-- START Data provided --

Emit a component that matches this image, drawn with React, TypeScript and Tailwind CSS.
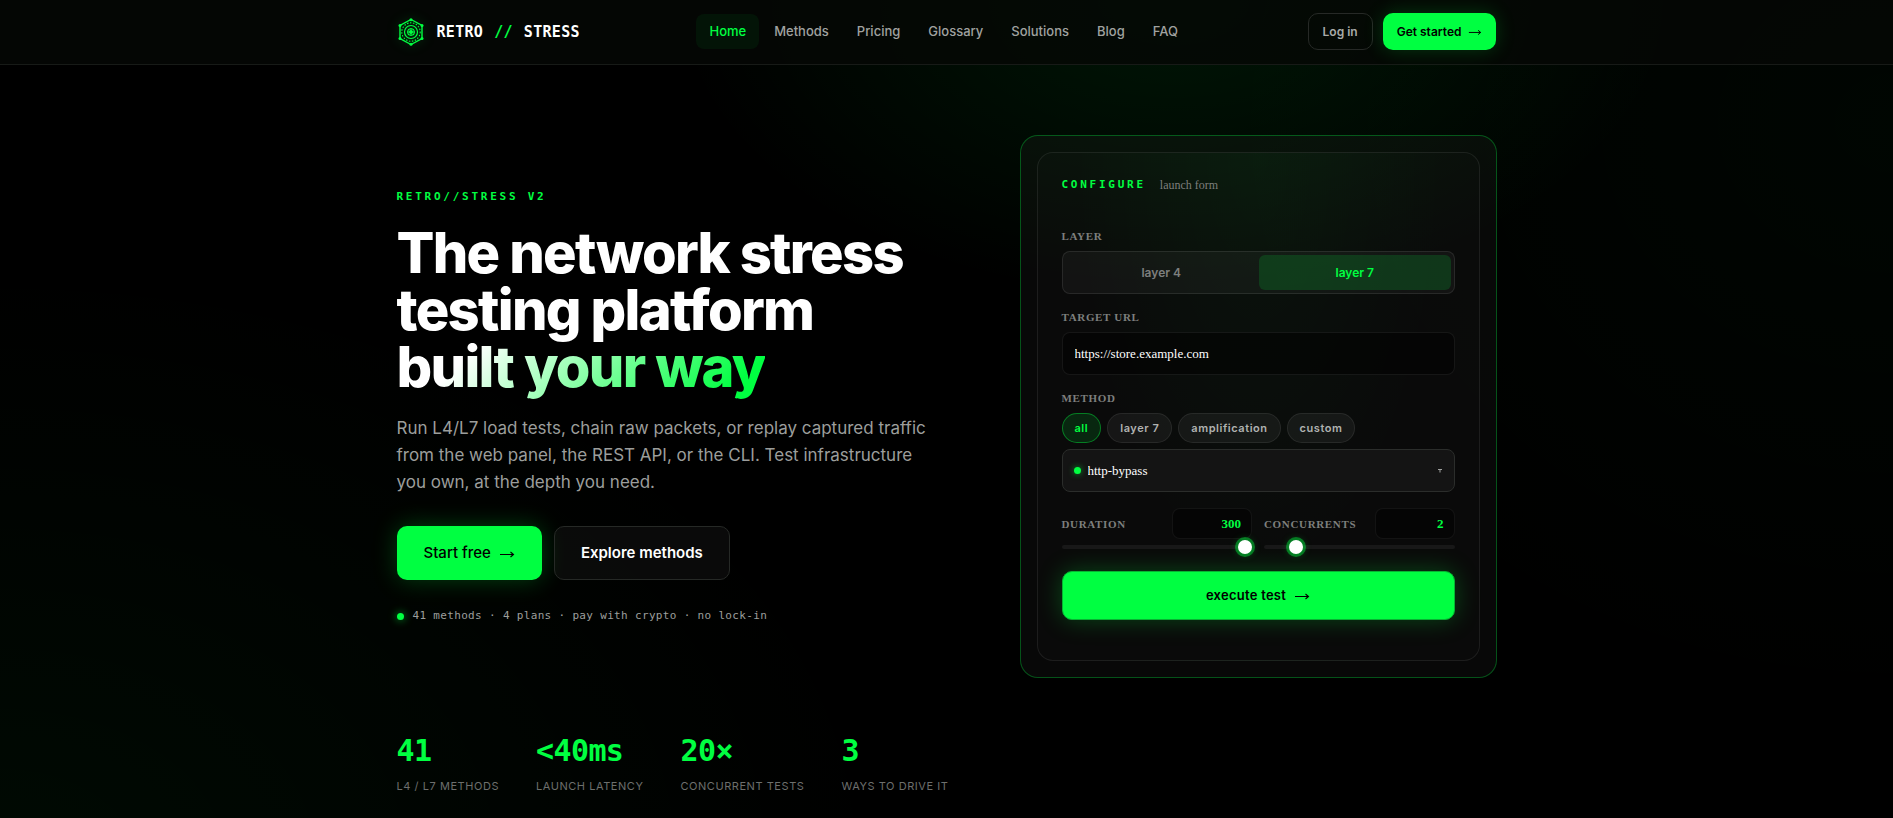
import { useState } from 'react';

const navLinks = ['Home', 'Methods', 'Pricing', 'Glossary', 'Solutions', 'Blog', 'FAQ'];

const stats = [
  { value: '41', label: 'L4 / L7 methods' },
  { value: '<40ms', label: 'Launch latency' },
  { value: '20×', label: 'Concurrent tests' },
  { value: '3', label: 'Ways to drive it' },
];

const filters = ['all', 'layer 7', 'amplification', 'custom'];

const mono = "font-['DejaVu_Sans_Mono',monospace]";
const serif = "font-['Liberation_Serif',serif]";
const labelClass = "block font-['Liberation_Serif',serif] text-[11px] leading-[14px] font-bold uppercase tracking-[0.06em] text-[#7d7f7d]";
const sliderClass =
  'block h-1 w-full appearance-none rounded-full bg-[#181818] outline-none [&::-webkit-slider-thumb]:size-[14px] [&::-webkit-slider-thumb]:appearance-none [&::-webkit-slider-thumb]:rounded-full [&::-webkit-slider-thumb]:bg-white [&::-webkit-slider-thumb]:shadow-[0_0_0_3px_rgba(0,255,65,0.4),0_0_8px_rgba(0,255,65,0.4)]';

function Logo() {
  return (
    <svg viewBox="0 0 28 28" className="size-7 drop-shadow-[0_0_6px_rgba(0,255,65,0.25)]" fill="none" stroke="#00ff41">
      <path d="M14 1.5 25 7.5v13L14 26.5 3 20.500v-13z" strokeWidth="1.4" />
      <circle cx="14" cy="14" r="9.200" strokeWidth="1.1" strokeDasharray="1.5 1.5" />
      <circle cx="14" cy="14" r="6.500" strokeWidth="1.2" />
      <circle cx="14" cy="14" r="3.300" strokeWidth="1.1" />
      <path d="M14 10v8M10 14h8" strokeWidth="1" />
      <g fill="#00ff41" stroke="none">
        <circle cx="14" cy="14" r="2" />
        <circle cx="14" cy="1.800" r="1.500" />
        <circle cx="25" cy="7.500" r="1.500" />
        <circle cx="25" cy="20.500" r="1.500" />
        <circle cx="14" cy="26.200" r="1.500" />
        <circle cx="3" cy="20.500" r="1.500" />
        <circle cx="3" cy="7.500" r="1.500" />
      </g>
    </svg>
  );
}

function Arrow({ className }: { className: string }) {
  return (
    <svg viewBox="0 0 16 8" className={`mt-px h-2 ${className}`} fill="none" stroke="currentColor" strokeWidth="1.1">
      <path d="M1 4.500h13.500M11.500 2l3 2.500-3 2.500" />
    </svg>
  );
}

function Header() {
  return (
    <header className="border-b border-[#171a17] bg-[#050705]/80">
      <div className="mx-auto flex h-16 max-w-[1100px] items-center justify-between pb-px">
        <a href="#" className="flex items-center gap-3">
          <Logo />
          <span className={`${mono} flex gap-[11px] pt-px text-[15px] font-bold tracking-[0.02em] text-white`}>
            <span>RETRO</span>
            <span className="text-[#00ff41]">//</span>
            <span>STRESS</span>
          </span>
        </a>
        <nav className="flex gap-0.5">
          {navLinks.map((link) => (
            <a
              key={link}
              href="#"
              className={`rounded-lg px-[13px] py-2 text-[13px] leading-[19px] font-medium ${
                link === 'Home' ? 'bg-[#00ff41]/6 text-[#00ff41]' : 'text-[#a0a2a0]'
              }`}
            >
              {link}
            </a>
          ))}
        </nav>
        <div className="flex gap-2.5">
          <button className="h-[37px] rounded-[10px] border border-[#262926] px-3.5 text-[12px] font-semibold text-[#a8aaa8]">
            Log in
          </button>
          <button className="flex h-[37px] items-center gap-[7px] rounded-[10px] bg-[#00ff41] px-3.5 text-[12px] font-semibold text-black shadow-[0_0_20px_rgba(0,255,65,0.2)]">
            Get started <Arrow className="w-[14px]" />
          </button>
        </div>
      </div>
    </header>
  );
}

function LaunchForm() {
  const [layer, setLayer] = useState('layer 7');
  const [filter, setFilter] = useState('all');
  const [target, setTarget] = useState('https://store.example.com');
  const [duration, setDuration] = useState(300);
  const [concurrents, setConcurrents] = useState(2);

  return (
    <div className="rounded-[18px] border border-[#00ff41]/30 bg-white/3 p-4">
      <form
        onSubmit={(e) => e.preventDefault()}
        className="rounded-2xl border border-white/8 bg-white/1 bg-[radial-gradient(ellipse_at_50%_0%,rgba(0,255,65,0.035),transparent_60%)] px-6 pt-6 pb-10"
      >
        <div className="mb-9 flex items-center gap-3.5 leading-4">
          <span className={`${mono} text-[11px] font-bold tracking-[0.25em] text-[#00ff41]`}>CONFIGURE</span>
          <span className={`${serif} text-[12px] text-[#7d7f7d]`}>launch form</span>
        </div>

        <div className={labelClass}>Layer</div>
        <div className="mt-2 grid h-[43px] grid-cols-2 gap-0.5 rounded-lg border border-white/9 bg-white/4 p-[3px]">
          {['layer 4', 'layer 7'].map((name) => (
            <button
              key={name}
              type="button"
              onClick={() => setLayer(name)}
              className={`rounded-md text-[12px] font-semibold ${
                layer === name ? 'bg-[#00ff41]/15 text-[#00ff41]' : 'text-[#7d7f7d]'
              }`}
            >
              {name}
            </button>
          ))}
        </div>

        <label htmlFor="target" className={`${labelClass} mt-4`}>
          Target URL
        </label>
        <input
          id="target"
          type="text"
          value={target}
          onChange={(e) => setTarget(e.target.value)}
          className={`${serif} mt-2 block h-[43px] w-full rounded-lg border border-white/7 bg-black/50 px-3 text-[13px] text-white outline-none`}
        />

        <label htmlFor="method" className={`${labelClass} mt-4`}>
          Method
        </label>
        <div className="mt-2 flex gap-1.5">
          {filters.map((name) => (
            <button
              key={name}
              type="button"
              onClick={() => setFilter(name)}
              className={`h-[30px] rounded-full border px-3 text-[11px] font-semibold tracking-[0.05em] ${
                filter === name
                  ? 'border-[#00ff41]/40 bg-[#00ff41]/12 text-[#00ff41]'
                  : 'border-white/8 bg-white/5 text-[#b0b2b0]'
              }`}
            >
              {name}
            </button>
          ))}
        </div>
        <div className="relative mt-1.5">
          <select
            id="method"
            className={`${serif} block h-[43px] w-full appearance-none rounded-lg border border-[#2b2d2b] bg-[#141414] pr-8 pl-[25px] text-[13px] text-white outline-none`}
          >
            <option>http-bypass</option>
          </select>
          <span className="pointer-events-none absolute top-[18px] left-3 size-[7px] rounded-full bg-[#00ff41] shadow-[0_0_6px_rgba(0,255,65,0.6)]" />
          <svg viewBox="0 0 4 4" className="pointer-events-none absolute top-5 right-[13px] size-1" fill="#a0a2a0">
            <path d="M0 0h4v1H2.500v2.500h-1V1H0z" />
          </svg>
        </div>

        <div className="mt-4 grid grid-cols-2 gap-3">
          <div>
            <div className="flex items-center justify-between">
              <label htmlFor="duration" className={labelClass}>
                Duration
              </label>
              <input
                id="duration"
                type="text"
                value={duration}
                onChange={(e) => setDuration(Number(e.target.value))}
                className={`${serif} h-[31px] w-20 rounded-lg border border-white/6 bg-black/50 px-2.5 text-right text-[13px] font-bold text-[#00ff41] outline-none`}
              />
            </div>
            <input
              type="range"
              aria-label="Duration"
              min={10}
              max={300}
              value={duration}
              onChange={(e) => setDuration(Number(e.target.value))}
              className={`${sliderClass} mt-1.5`}
            />
          </div>
          <div>
            <div className="flex items-center justify-between">
              <label htmlFor="concurrents" className={labelClass}>
                Concurrents
              </label>
              <input
                id="concurrents"
                type="text"
                value={concurrents}
                onChange={(e) => setConcurrents(Number(e.target.value))}
                className={`${serif} h-[31px] w-20 rounded-lg border border-white/6 bg-black/50 px-2.5 text-right text-[13px] font-bold text-[#00ff41] outline-none`}
              />
            </div>
            <input
              type="range"
              aria-label="Concurrents"
              min={1}
              max={8}
              value={concurrents}
              onChange={(e) => setConcurrents(Number(e.target.value))}
              className={`${sliderClass} mt-1.5`}
            />
          </div>
        </div>

        <button
          type="submit"
          className="mt-[22px] flex h-[49px] w-full items-center justify-center gap-2 rounded-[10px] border border-[#06b432] bg-[#00ff41] text-[13px] font-semibold tracking-[0.02em] text-black shadow-[0_0_24px_rgba(0,255,65,0.25)]"
        >
          execute test <Arrow className="w-4" />
        </button>
      </form>
    </div>
  );
}

export default function App() {
  return (
    <div className="min-h-screen bg-black bg-[radial-gradient(ellipse_500px_300px_at_62%_0%,rgba(0,255,65,0.09),transparent),radial-gradient(ellipse_900px_600px_at_0%_105%,rgba(0,255,65,0.04),transparent),radial-gradient(ellipse_700px_600px_at_100%_15%,rgba(0,255,65,0.025),transparent)] bg-no-repeat font-['Inter',sans-serif]">
      <Header />
      <main className="mx-auto max-w-[1100px] pt-[70px]">
        <section className="grid grid-cols-[minmax(0,1fr)_477px] items-center gap-16">
          <div>
            <p className={`${mono} text-[11px] leading-4 font-bold tracking-[0.25em] text-[#00ff41]`}>RETRO//STRESS V2</p>
            <h1 className="mt-5 text-[56px] leading-[57px] font-extrabold tracking-[-0.03em] text-white">
              The network stress
              <br />
              testing platform
              <br />
              <span className="inline-block bg-[linear-gradient(135deg,#fff_20%,#00ff41_90%)] bg-clip-text pb-1 text-transparent">
                built your way
              </span>
            </h1>
            <p className="mt-[15px] max-w-[540px] text-[17px] leading-[27px] text-[#9c9e9c]">
              Run L4/L7 load tests, chain raw packets, or replay captured traffic from the web panel, the REST API, or the CLI. Test
              infrastructure you own, at the depth you need.
            </p>
            <div className="mt-[30px] flex gap-3">
              <button className="flex h-[54px] items-center gap-2 rounded-[10px] bg-[#00ff41] px-[27px] text-[15px] font-medium text-black shadow-[0_0_24px_rgba(0,255,65,0.25)]">
                Start free <Arrow className="w-4" />
              </button>
              <button className="h-[54px] rounded-[10px] border border-[#262926] bg-white/4 px-[26px] text-[15px] font-semibold text-white">
                Explore methods
              </button>
            </div>
            <p className={`${mono} mt-7 flex items-center gap-[9px] text-[11px] leading-4 tracking-[0.03em] text-[#9c9e9c]`}>
              <span className="size-[7px] rounded-full bg-[#00ff41] shadow-[0_0_8px_rgba(0,255,65,0.7)]" />
              41 methods · 4 plans · pay with crypto · no lock-in
            </p>
          </div>
          <LaunchForm />
        </section>

        <dl className="mt-[57px] flex gap-[37px] pb-6">
          {stats.map((stat) => (
            <div key={stat.label} className="flex flex-col-reverse">
              <dt className="mt-[11px] text-[11px] leading-4 tracking-[0.05em] text-[#6d6f6d] uppercase">{stat.label}</dt>
              <dd className={`${mono} text-[30px] leading-8 font-bold tracking-[-0.02em] text-[#00ff41]`}>{stat.value}</dd>
            </div>
          ))}
        </dl>
      </main>
    </div>
  );
}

-- END Data provided --

• _Instruction_: Pick out and copy every line that contains the word "with".

• _Result_:
Emit a component that matches this image, drawn with React, TypeScript and Tailwind CSS.
              41 methods · 4 plans · pay with crypto · no lock-in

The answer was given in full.